### BRIEF
Write the data out again exactly, with no pictures.

───

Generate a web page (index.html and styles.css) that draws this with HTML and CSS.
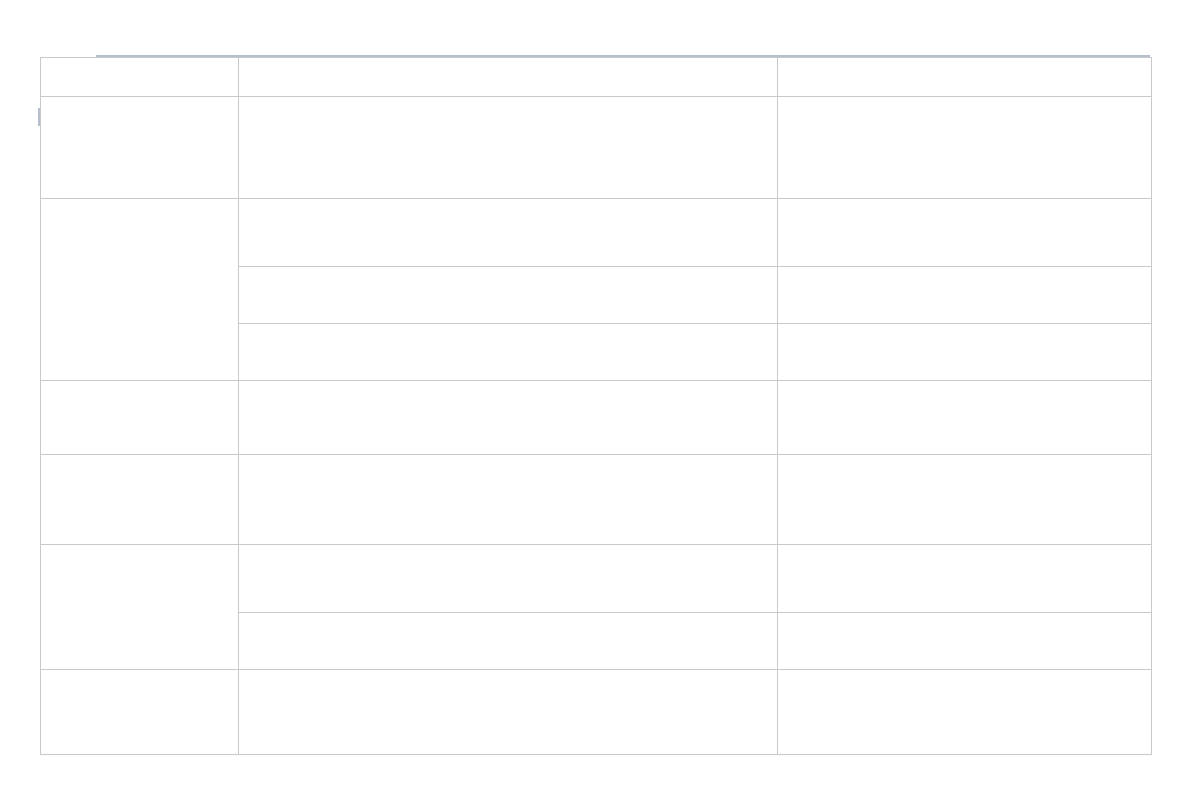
FILE: index.html
```html
<!DOCTYPE html>
<html>
<head>
<meta charset="utf-8">
<link rel="stylesheet" href="styles.css">
</head>
<body>
<div class="page">
  <div class="hbar"></div>
  <div class="frame">
    <div class="vbar"></div>
    <div class="grid">
      <div class="c h1"></div><div class="c h1"></div><div class="c h1"></div>
      <div class="c"></div><div class="c"></div><div class="c"></div>
      <div class="c span3"></div><div class="c"></div><div class="c"></div>
      <div class="c"></div><div class="c"></div>
      <div class="c"></div><div class="c"></div>
      <div class="c"></div><div class="c"></div><div class="c"></div>
      <div class="c"></div><div class="c"></div><div class="c"></div>
      <div class="c span2"></div><div class="c"></div><div class="c"></div>
      <div class="c"></div><div class="c"></div>
      <div class="c"></div><div class="c"></div><div class="c"></div>
    </div>
  </div>
</div>
</body>
</html>
```
FILE: styles.css
```css
html, body {
  margin: 0;
  padding: 0;
  background: #ffffff;
  font-family: "Liberation Sans", Arial, sans-serif;
}
.page {
  padding-top: 55px;
  padding-left: 40px;
}
.hbar {
  margin-left: 56px;
  width: 1054px;
  height: 2px;
  background: #b7bfcc;
}
.frame {
  position: relative;
  width: 1112px;
}
.vbar {
  position: absolute;
  left: -2px;
  top: 51px;
  width: 2px;
  height: 18px;
  background: #b7bfcc;
}
.grid {
  display: grid;
  grid-template-columns: 197px 538px 373px;
  grid-template-rows: 38px 101px 67px 56px 56px 73px 89px 67px 56px 84px;
  gap: 1px;
  padding: 1px;
  background: #c9c9c9;
}
.c {
  background: #ffffff;
}
.span3 {
  grid-row: span 3;
}
.span2 {
  grid-row: span 2;
}
```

───

### THE RESULT
Generate a web page (index.html and styles.css) that draws this with HTML and CSS.
FILE: index.html
```html
<!DOCTYPE html>
<html>
<head>
<meta charset="utf-8">
<link rel="stylesheet" href="styles.css">
</head>
<body>
<div class="page">
  <div class="hbar"></div>
  <div class="frame">
    <div class="vbar"></div>
    <div class="grid">
      <div class="c h1"></div><div class="c h1"></div><div class="c h1"></div>
      <div class="c"></div><div class="c"></div><div class="c"></div>
      <div class="c span3"></div><div class="c"></div><div class="c"></div>
      <div class="c"></div><div class="c"></div>
      <div class="c"></div><div class="c"></div>
      <div class="c"></div><div class="c"></div><div class="c"></div>
      <div class="c"></div><div class="c"></div><div class="c"></div>
      <div class="c span2"></div><div class="c"></div><div class="c"></div>
      <div class="c"></div><div class="c"></div>
      <div class="c"></div><div class="c"></div><div class="c"></div>
    </div>
  </div>
</div>
</body>
</html>
```
FILE: styles.css
```css
html, body {
  margin: 0;
  padding: 0;
  background: #ffffff;
  font-family: "Liberation Sans", Arial, sans-serif;
}
.page {
  padding-top: 55px;
  padding-left: 40px;
}
.hbar {
  margin-left: 56px;
  width: 1054px;
  height: 2px;
  background: #b7bfcc;
}
.frame {
  position: relative;
  width: 1112px;
}
.vbar {
  position: absolute;
  left: -2px;
  top: 51px;
  width: 2px;
  height: 18px;
  background: #b7bfcc;
}
.grid {
  display: grid;
  grid-template-columns: 197px 538px 373px;
  grid-template-rows: 38px 101px 67px 56px 56px 73px 89px 67px 56px 84px;
  gap: 1px;
  padding: 1px;
  background: #c9c9c9;
}
.c {
  background: #ffffff;
}
.span3 {
  grid-row: span 3;
}
.span2 {
  grid-row: span 2;
}
```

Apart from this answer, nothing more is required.